* Your goal: Emit the exact text of every line from the line with "The picture is" to the line with "const movements = ['THRUSTERS", both ends included. No other output is expected.

* Supplied information:
^^^^^^^^

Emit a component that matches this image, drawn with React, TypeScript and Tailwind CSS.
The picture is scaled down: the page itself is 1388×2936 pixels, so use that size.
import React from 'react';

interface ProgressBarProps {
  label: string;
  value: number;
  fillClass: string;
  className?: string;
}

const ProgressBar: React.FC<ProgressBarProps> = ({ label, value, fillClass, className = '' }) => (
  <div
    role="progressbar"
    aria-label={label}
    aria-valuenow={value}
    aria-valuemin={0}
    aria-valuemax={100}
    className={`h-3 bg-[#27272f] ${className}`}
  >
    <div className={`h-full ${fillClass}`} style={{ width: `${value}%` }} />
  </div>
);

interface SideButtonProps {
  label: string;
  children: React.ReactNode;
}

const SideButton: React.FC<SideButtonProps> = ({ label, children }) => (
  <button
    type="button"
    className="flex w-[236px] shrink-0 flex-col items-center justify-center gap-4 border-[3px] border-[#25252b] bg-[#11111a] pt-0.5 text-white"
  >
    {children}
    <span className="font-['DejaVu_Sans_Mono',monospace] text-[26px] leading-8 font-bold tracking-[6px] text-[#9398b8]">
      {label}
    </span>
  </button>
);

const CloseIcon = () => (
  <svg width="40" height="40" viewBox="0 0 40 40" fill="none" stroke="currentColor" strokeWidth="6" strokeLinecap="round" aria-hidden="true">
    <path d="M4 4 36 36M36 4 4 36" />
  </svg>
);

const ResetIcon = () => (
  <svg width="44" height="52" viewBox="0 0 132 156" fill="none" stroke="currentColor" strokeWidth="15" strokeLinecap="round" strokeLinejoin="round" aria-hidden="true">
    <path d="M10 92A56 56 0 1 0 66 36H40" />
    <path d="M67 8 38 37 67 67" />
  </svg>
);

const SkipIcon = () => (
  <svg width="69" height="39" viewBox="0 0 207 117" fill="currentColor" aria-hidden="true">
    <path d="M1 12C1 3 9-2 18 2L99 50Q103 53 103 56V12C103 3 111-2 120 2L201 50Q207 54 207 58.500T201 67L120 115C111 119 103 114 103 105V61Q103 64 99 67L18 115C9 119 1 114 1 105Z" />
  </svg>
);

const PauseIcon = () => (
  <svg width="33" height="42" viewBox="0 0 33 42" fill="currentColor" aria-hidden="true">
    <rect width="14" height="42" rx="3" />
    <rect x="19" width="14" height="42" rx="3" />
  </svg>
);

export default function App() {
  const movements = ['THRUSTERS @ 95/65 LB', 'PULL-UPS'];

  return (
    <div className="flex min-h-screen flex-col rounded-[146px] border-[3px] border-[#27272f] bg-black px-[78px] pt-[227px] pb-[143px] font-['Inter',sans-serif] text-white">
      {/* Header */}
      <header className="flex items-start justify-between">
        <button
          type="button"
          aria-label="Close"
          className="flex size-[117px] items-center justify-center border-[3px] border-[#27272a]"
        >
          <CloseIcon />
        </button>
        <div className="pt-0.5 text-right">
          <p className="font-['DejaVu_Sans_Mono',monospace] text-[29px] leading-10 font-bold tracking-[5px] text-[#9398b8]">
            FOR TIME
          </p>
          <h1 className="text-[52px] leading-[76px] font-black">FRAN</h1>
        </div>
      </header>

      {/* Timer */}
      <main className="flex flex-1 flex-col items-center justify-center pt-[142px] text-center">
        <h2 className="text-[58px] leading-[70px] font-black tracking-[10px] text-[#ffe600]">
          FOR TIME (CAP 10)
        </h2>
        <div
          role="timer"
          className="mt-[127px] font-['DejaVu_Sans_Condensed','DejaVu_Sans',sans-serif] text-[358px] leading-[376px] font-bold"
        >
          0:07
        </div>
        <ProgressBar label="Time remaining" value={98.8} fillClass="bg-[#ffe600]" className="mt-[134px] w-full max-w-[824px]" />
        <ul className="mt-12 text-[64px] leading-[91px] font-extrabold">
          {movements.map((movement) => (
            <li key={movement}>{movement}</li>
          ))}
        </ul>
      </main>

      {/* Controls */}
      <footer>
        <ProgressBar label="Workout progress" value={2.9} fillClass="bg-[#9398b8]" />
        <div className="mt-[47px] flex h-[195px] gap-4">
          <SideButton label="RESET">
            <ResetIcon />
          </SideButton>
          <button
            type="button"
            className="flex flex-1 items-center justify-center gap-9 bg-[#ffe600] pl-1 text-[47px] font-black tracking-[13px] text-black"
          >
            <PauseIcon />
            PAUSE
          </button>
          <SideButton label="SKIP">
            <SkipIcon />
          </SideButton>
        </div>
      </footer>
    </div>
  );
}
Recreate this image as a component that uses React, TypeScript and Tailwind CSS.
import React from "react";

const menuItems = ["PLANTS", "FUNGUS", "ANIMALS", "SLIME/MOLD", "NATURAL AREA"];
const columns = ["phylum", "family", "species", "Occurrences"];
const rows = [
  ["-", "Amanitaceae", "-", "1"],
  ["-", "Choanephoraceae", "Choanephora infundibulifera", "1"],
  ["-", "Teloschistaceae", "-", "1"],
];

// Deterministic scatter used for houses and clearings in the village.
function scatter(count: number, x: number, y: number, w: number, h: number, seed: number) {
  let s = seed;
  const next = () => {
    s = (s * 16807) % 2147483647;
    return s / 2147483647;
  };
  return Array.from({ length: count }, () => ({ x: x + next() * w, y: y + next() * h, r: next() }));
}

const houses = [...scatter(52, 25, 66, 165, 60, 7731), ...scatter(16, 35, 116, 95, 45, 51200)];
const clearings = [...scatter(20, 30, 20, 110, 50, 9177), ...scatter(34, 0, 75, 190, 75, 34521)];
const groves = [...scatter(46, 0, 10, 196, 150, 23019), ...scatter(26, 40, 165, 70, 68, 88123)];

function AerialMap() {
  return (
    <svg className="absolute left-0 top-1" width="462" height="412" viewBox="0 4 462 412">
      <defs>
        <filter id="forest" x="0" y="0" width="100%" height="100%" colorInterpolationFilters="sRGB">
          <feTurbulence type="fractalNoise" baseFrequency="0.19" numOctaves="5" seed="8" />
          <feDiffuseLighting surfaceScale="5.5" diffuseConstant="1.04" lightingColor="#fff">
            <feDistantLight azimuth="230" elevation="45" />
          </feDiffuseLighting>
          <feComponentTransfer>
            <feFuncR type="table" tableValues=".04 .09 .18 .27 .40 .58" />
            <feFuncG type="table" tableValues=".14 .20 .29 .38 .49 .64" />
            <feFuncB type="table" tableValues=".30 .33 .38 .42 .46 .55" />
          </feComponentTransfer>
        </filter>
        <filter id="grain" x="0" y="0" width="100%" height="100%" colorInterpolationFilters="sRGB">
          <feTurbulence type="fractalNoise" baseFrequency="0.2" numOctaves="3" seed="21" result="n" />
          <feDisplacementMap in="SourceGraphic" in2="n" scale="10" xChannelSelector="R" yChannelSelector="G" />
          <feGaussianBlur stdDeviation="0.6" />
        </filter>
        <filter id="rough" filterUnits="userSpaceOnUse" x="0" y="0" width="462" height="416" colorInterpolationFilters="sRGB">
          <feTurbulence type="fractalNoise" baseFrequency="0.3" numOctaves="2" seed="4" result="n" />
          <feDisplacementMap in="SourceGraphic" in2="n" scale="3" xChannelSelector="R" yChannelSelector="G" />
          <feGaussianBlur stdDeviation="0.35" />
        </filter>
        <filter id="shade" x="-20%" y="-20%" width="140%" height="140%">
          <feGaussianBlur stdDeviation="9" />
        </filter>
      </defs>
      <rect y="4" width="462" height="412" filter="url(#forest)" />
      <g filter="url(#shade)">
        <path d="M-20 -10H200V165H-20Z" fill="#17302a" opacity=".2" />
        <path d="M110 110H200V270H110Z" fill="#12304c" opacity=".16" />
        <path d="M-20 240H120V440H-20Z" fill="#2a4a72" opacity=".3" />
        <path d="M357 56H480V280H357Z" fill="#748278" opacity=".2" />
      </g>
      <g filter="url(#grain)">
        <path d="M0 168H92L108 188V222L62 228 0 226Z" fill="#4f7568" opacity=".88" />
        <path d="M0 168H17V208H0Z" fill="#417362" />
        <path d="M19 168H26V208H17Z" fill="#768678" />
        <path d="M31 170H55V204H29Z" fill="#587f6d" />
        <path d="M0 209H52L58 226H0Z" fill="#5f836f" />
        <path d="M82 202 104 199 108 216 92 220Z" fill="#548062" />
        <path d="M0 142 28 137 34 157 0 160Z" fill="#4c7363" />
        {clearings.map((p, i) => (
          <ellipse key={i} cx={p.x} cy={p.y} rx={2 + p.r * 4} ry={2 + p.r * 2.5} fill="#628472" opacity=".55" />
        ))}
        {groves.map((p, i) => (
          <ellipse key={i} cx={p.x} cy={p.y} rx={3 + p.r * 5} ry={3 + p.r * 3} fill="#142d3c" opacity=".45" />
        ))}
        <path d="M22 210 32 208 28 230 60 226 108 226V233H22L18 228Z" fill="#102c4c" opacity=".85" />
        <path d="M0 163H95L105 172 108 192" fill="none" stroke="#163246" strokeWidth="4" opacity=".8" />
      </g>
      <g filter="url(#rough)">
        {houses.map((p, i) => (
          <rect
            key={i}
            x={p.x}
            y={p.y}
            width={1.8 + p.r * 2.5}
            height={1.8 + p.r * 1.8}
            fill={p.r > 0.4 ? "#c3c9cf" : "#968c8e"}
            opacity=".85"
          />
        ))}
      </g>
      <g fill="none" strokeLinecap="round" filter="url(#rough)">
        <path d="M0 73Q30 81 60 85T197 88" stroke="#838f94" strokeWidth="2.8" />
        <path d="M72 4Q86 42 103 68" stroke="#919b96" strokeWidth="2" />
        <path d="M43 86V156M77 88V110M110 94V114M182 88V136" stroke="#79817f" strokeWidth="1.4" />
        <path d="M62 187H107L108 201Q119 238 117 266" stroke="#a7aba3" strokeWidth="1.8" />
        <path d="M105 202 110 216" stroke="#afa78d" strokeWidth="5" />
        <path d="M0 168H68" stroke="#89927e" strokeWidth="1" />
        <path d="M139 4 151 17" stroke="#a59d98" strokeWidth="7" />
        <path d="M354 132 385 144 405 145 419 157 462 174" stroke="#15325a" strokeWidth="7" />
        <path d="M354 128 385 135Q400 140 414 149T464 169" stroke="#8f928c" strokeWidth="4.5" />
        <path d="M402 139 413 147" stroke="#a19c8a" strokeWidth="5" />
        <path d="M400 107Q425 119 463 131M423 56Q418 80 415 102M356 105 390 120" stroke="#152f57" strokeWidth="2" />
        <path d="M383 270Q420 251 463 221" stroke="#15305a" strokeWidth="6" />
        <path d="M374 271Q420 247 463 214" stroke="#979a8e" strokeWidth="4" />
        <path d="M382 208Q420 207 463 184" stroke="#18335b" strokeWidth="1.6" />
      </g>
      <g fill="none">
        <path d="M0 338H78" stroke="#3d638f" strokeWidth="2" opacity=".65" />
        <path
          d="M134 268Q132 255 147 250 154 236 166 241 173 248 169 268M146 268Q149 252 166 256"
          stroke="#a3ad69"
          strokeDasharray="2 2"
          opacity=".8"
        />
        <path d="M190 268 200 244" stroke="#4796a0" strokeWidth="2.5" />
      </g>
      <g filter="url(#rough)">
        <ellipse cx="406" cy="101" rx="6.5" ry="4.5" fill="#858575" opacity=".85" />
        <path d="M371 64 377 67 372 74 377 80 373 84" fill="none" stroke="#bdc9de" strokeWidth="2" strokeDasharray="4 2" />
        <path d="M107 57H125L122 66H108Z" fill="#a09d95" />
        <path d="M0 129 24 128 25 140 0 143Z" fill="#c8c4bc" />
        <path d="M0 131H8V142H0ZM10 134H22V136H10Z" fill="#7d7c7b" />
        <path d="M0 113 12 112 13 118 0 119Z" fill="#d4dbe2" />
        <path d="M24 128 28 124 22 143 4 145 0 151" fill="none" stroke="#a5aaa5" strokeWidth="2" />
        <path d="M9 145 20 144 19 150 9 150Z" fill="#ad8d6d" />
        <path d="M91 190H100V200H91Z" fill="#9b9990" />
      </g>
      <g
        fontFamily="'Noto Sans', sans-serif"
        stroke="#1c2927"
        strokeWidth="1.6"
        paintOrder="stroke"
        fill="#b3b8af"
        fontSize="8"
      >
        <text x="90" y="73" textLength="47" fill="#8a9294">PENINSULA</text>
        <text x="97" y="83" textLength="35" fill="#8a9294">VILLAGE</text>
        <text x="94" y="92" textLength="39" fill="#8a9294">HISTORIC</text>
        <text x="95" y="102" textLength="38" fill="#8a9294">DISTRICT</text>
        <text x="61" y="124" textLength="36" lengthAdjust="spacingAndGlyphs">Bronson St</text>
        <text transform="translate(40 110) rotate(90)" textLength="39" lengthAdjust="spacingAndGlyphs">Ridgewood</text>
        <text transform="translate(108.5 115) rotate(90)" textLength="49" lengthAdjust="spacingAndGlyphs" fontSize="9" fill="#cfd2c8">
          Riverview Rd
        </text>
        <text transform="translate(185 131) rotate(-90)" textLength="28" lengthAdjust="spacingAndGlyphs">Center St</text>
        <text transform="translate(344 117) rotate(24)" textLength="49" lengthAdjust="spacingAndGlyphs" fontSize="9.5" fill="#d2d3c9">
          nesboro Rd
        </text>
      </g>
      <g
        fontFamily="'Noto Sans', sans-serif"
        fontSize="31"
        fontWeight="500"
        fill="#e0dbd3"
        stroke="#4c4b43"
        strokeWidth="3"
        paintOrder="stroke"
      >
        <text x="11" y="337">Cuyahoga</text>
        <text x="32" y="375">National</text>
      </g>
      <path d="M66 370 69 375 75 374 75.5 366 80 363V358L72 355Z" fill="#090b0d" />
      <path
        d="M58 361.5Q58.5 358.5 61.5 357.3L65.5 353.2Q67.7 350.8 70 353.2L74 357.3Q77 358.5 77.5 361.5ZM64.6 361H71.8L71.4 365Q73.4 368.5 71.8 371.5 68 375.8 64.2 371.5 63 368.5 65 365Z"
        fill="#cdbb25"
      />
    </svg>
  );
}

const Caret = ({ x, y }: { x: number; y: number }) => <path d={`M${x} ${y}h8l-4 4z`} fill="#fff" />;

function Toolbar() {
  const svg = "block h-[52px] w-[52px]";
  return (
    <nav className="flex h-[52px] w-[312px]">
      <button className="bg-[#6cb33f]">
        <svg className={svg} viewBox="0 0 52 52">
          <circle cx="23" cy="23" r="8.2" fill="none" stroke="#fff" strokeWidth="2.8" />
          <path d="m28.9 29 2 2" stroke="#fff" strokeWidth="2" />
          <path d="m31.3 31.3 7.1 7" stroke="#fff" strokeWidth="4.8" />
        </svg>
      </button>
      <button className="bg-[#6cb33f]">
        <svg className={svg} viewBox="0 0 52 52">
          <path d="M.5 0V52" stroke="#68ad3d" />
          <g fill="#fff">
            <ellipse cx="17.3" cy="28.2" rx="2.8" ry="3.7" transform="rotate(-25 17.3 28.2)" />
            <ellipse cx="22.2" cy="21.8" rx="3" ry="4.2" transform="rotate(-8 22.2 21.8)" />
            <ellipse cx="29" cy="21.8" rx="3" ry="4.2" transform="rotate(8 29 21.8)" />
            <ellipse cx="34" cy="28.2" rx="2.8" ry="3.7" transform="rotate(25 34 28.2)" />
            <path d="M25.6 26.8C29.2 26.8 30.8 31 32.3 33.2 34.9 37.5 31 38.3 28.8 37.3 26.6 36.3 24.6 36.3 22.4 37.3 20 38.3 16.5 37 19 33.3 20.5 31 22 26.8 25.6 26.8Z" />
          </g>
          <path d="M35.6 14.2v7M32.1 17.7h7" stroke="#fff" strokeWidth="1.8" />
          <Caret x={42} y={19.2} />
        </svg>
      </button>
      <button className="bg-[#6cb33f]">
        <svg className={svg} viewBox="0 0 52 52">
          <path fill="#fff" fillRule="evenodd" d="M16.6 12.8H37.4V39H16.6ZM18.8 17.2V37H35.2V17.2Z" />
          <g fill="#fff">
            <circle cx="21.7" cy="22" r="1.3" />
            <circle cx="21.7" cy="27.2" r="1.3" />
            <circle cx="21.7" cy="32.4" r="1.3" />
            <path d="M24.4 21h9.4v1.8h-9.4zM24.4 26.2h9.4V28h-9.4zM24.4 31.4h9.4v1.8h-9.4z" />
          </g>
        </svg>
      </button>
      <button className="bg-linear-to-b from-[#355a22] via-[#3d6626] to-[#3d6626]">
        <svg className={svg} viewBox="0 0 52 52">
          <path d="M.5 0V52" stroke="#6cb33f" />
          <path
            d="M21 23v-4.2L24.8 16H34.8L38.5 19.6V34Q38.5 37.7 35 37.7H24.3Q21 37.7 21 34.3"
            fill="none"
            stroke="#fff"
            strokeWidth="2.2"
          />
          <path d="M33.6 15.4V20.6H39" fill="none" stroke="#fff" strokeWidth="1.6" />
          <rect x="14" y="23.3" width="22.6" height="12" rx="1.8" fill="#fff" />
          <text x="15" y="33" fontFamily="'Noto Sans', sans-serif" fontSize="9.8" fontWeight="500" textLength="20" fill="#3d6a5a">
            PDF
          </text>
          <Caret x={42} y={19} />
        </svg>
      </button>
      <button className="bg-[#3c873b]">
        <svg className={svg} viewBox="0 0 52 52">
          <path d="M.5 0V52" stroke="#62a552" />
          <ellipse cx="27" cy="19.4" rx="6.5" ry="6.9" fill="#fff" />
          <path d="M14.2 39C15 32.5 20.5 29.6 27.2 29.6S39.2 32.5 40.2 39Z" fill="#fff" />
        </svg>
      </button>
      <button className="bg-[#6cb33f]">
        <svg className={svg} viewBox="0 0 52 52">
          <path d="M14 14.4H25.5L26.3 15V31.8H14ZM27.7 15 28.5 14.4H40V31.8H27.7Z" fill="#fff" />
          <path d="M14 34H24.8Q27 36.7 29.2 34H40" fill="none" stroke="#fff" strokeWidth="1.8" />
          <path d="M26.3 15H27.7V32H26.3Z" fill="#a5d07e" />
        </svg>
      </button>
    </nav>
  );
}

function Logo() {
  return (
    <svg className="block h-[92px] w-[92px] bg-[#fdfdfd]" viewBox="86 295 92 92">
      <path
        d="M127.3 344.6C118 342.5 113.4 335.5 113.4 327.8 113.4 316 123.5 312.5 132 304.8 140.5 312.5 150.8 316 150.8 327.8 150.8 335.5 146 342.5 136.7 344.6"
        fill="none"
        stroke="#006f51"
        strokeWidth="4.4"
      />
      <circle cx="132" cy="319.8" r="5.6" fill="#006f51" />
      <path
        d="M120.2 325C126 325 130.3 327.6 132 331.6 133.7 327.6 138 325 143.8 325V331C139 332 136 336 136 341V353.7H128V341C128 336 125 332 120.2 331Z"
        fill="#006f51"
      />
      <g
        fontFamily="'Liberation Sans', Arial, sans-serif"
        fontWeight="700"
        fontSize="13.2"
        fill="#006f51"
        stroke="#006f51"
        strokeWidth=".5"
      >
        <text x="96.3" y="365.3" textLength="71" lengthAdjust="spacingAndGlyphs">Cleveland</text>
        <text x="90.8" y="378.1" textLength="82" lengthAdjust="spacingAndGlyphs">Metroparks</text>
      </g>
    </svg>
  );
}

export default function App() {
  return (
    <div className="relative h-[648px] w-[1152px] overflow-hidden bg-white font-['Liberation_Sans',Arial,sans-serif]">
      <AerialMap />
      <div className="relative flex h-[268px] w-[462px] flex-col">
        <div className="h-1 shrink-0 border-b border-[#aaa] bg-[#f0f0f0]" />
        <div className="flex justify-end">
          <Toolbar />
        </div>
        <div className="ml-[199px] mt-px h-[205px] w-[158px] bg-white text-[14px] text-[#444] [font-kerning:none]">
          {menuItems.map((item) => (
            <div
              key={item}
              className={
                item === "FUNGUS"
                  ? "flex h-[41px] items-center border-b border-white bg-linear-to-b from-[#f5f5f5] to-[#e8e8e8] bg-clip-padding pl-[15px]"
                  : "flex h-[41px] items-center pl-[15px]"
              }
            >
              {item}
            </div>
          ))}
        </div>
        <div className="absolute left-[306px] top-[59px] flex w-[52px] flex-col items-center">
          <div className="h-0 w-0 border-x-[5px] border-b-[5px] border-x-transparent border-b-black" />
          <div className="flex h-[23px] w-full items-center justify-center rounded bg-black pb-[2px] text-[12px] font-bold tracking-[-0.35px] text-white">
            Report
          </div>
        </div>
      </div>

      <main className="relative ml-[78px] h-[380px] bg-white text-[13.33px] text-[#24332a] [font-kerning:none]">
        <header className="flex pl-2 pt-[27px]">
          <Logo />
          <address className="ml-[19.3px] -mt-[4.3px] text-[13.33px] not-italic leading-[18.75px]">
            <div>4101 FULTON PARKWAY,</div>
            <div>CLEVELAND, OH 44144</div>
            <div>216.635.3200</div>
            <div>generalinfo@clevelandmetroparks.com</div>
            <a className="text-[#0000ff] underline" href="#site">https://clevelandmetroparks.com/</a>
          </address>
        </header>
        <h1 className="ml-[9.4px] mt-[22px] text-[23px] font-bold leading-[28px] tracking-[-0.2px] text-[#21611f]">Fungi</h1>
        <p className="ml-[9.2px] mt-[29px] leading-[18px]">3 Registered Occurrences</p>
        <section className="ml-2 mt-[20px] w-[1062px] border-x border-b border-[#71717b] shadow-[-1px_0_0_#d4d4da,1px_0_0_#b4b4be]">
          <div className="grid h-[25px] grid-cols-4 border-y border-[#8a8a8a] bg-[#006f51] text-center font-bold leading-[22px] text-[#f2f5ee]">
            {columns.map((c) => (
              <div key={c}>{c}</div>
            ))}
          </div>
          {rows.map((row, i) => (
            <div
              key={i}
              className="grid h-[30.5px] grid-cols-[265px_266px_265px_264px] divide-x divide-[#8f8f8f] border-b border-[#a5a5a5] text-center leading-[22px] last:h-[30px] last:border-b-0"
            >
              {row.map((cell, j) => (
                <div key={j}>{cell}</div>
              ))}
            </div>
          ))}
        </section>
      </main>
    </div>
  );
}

^^^^^^^^

* Full answer:
The picture is scaled down: the page itself is 1388×2936 pixels, so use that size.
import React from 'react';

interface ProgressBarProps {
  label: string;
  value: number;
  fillClass: string;
  className?: string;
}

const ProgressBar: React.FC<ProgressBarProps> = ({ label, value, fillClass, className = '' }) => (
  <div
    role="progressbar"
    aria-label={label}
    aria-valuenow={value}
    aria-valuemin={0}
    aria-valuemax={100}
    className={`h-3 bg-[#27272f] ${className}`}
  >
    <div className={`h-full ${fillClass}`} style={{ width: `${value}%` }} />
  </div>
);

interface SideButtonProps {
  label: string;
  children: React.ReactNode;
}

const SideButton: React.FC<SideButtonProps> = ({ label, children }) => (
  <button
    type="button"
    className="flex w-[236px] shrink-0 flex-col items-center justify-center gap-4 border-[3px] border-[#25252b] bg-[#11111a] pt-0.5 text-white"
  >
    {children}
    <span className="font-['DejaVu_Sans_Mono',monospace] text-[26px] leading-8 font-bold tracking-[6px] text-[#9398b8]">
      {label}
    </span>
  </button>
);

const CloseIcon = () => (
  <svg width="40" height="40" viewBox="0 0 40 40" fill="none" stroke="currentColor" strokeWidth="6" strokeLinecap="round" aria-hidden="true">
    <path d="M4 4 36 36M36 4 4 36" />
  </svg>
);

const ResetIcon = () => (
  <svg width="44" height="52" viewBox="0 0 132 156" fill="none" stroke="currentColor" strokeWidth="15" strokeLinecap="round" strokeLinejoin="round" aria-hidden="true">
    <path d="M10 92A56 56 0 1 0 66 36H40" />
    <path d="M67 8 38 37 67 67" />
  </svg>
);

const SkipIcon = () => (
  <svg width="69" height="39" viewBox="0 0 207 117" fill="currentColor" aria-hidden="true">
    <path d="M1 12C1 3 9-2 18 2L99 50Q103 53 103 56V12C103 3 111-2 120 2L201 50Q207 54 207 58.500T201 67L120 115C111 119 103 114 103 105V61Q103 64 99 67L18 115C9 119 1 114 1 105Z" />
  </svg>
);

const PauseIcon = () => (
  <svg width="33" height="42" viewBox="0 0 33 42" fill="currentColor" aria-hidden="true">
    <rect width="14" height="42" rx="3" />
    <rect x="19" width="14" height="42" rx="3" />
  </svg>
);

export default function App() {
  const movements = ['THRUSTERS @ 95/65 LB', 'PULL-UPS'];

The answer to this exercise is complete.